In Philadelphia 238 years ago, a group of delegates representing 12 of the 13 states, assembled, debated, and drafted the rudimentary structure of a new type of government never seen before.  The great experiment began.  They knew the document they produced wasn’t perfect, and they recognized the need to be able to change the document with the times, outlining a process to amend the Constitution through considered debate and argument.  They were also cleared eyed about power and how it corrupts, building in checks and balances.  

Those checks and balances are disappearing like Epstein’s client list.  We now have a President who unilaterally rewrites the Constitution through edict and is immune from official acts that are criminal in nature; a Supreme Court that unilaterally changes the Constitution through opaque shadow rulings; a Congress and Supreme Court willfully and energetically empowering a tyrant King.  Like Macbeth’s monologue, I ask myself, “Is American democracy on its way to dusty death?”  Our candle snuffed out? 

It is not too late. The candle can be relit but will take time and effort.  We should focus on what we, in Virginia, can control.  The next step is to vote Abigail Spanberger in as Governor this November and keep our state legislature majority blue.  This November’s election will be a bellwether for the mid-terms the following year.  It is an opportunity for Virginians to send a message to Trump, the do-nothing Virginian Republican sycophants in Congress, and the Supreme Court.  

The Second Amendment and the Seizure of California’s National Guard

“The right of the people to keep and bear arms shall not be infringed; a well armed and well regulated militia being the best security of a free country: but no person religiously scrupulous of bearing arms shall be compelled to render military service in person.”

Initial proposition that would become the Second Amendment

Several weeks ago under the pretext of executive power and spurious claims of out of control wide-spread protests and violence, Trump seized California’s National Guard and turned it on the citizens of Los Angeles.  Protest is not insurrection or rebellion; it is the fight to assemble and protest government actions and policies. Local police authorities in Los Angels City and County have tens of thousands of officers and the capability and will to control any lawlessness by a minority of protestors. 
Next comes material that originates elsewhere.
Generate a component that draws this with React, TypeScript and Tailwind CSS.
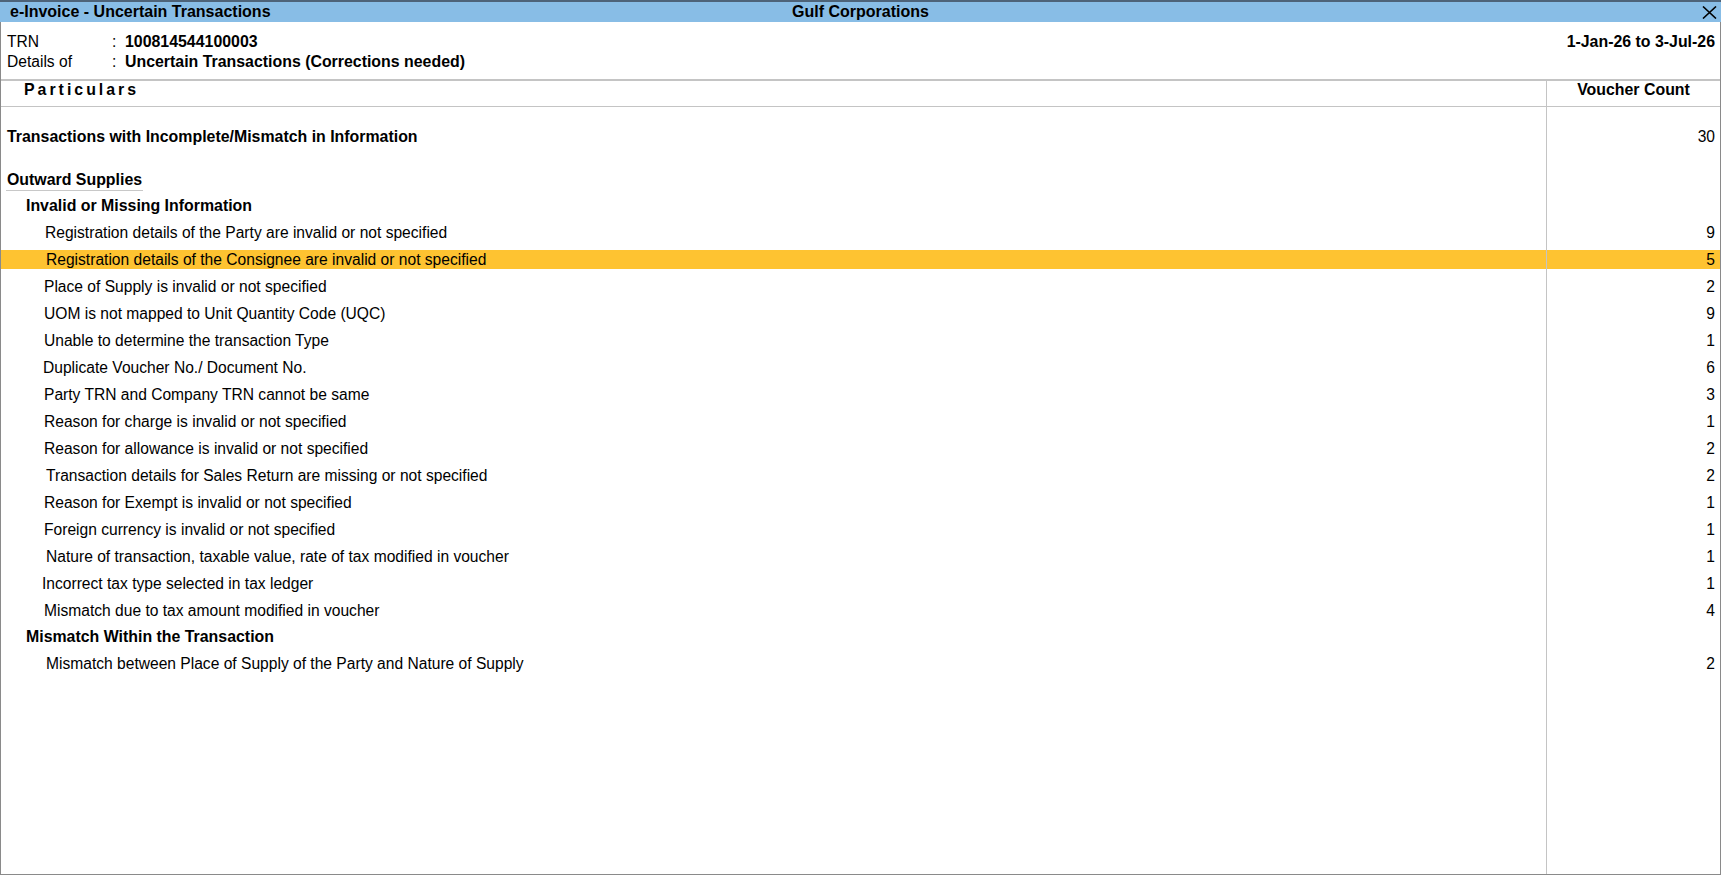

California sued. The initial ruling in federal court was that the activation of the California National Guard was illegal. The 9th Circuit Court of Appeals stayed the ruling almost immediately and recently ruled that Trump may continue to to retain control of the California National Guard while the State’s lawsuit continues.  California did not make a second amendment argument, but I think it should have.  I argue that Trump’s seizure of the California National Guard is a fundamental violation of the Second Amendment’s original intent.  

The first federal Congress in 1789, fearing the possibility of one day having a despotic central government, wanted to amend the Constitution to restrict the federal government’s ability to strip state militias of the ability to ‘bear arms’ (among other things). That is essentially the states’ abilities to individually or collectively resist a repressive federal government.  California’s National Guard is just such a well-regulated militia.

By seizing the California National Guard and deploying it against the wishes of the governor, Trump took away California’s right to defend itself from a despotic and corrupt President and central government.  Adding insult to injury, active-duty Marines were also deployed to Los Angeles.

If you read the Congressional debates and follow the revisions surrounding the Second Amendment, the original intent of the Second Amendment was to prohibit the federal government from seizing or disbanding state militias.  Unfortunately, the Supreme Court has so mangled and distorted the amendment in the past decades that the second amendment’s original intent is unrecognizable. 

On June 8, 1789 — 236 years ago this month — James Madison introduced nine propositions or resolutions for amending the Constitution. From these propositions the House of Representatives would derive 17 amendments, of which, ten would eventually become what is known as the Bill of Rights. Way down the list, buried in proposition four, after statements about religious freedom, freedom of speech and press, the right to peaceable assembly and petitioning for redressing of grievances, Madison, proposed what would become the second amendment.

The Annals of Congress contains the record of the running debates surrounding the amendments to the Constitution and reflect contemporaneous conceptions of the meanings of these amendments, and how they changed over the debates. Madison, borrowing from the other state constitutions and even the 1689 English Bill of Rights, proposed the following language regarding the right to bear arms (House Records, pp. 451-452):

“The right of the people to keep and bear arms shall not be infringed; a well armed and well regulated militia being the best security of a free country: but no person religiously scrupulous of bearing arms shall be compelled to render military service in person.”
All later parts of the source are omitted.